1) The data from multiple sources is properly integrated, transformed, aggregated, sorted etc and loaded into the target database.
2) The data is properly landed, staged and loaded into mart tables.
3) Proper batch keys are inserted for delta loads and delta loads are working properly.
4) The data is inserted/updated in the target table.
5) Historical loads and daily loads are working as expected.
6) Test of events, commands tasks, schedule and notification.
7) Validation of error cases and rejected data.
8) Performance testing
9) Impact testing: Testing interfaces to upstream and downstream processes.
10) Regression testing: test if the existing data/tables/etc are not broken.

Complication in ETL testing:

a) Availability of all test data and creation of test data for all the test cases.
b) Understanding the complexities of the ETL tool and data warehousing.
c) Working with data spread across multiple databases.

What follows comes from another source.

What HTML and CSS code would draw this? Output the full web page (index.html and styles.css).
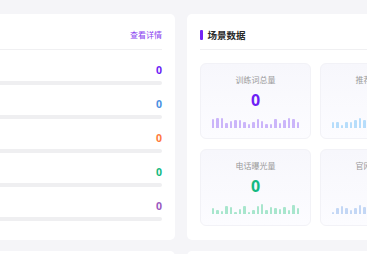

Just out of interest, If you want to check out different roles in data warehousing, please read:
http://dwbitechguru.blogspot.ca/2015/09/career-and-hot-jobs-in-data-warehousing.html
How ETL testing can be done:

a) If you are testing informatica code and if testing involves only a few impacted sessions, a separate workflow can be created just for the purpose of testing. This avoids searching for the right session to run to test the code.

b) Perform a run of the ETL jobs for historical data and for daily loads separately and test both loads.

c) Test the load of data into landing area. If this is working properly, then it is easy to write SQLs to validate data against landing area since data from multiple sources are brought into one landing area.

d) If jobs involve files, make sure the files are deleted/archived and folders ready for next load.

e) Look at the ETL design document to understand how ETL is designed.

f) Make sure the ETL code can handle the data volume and meet all the performance parameters.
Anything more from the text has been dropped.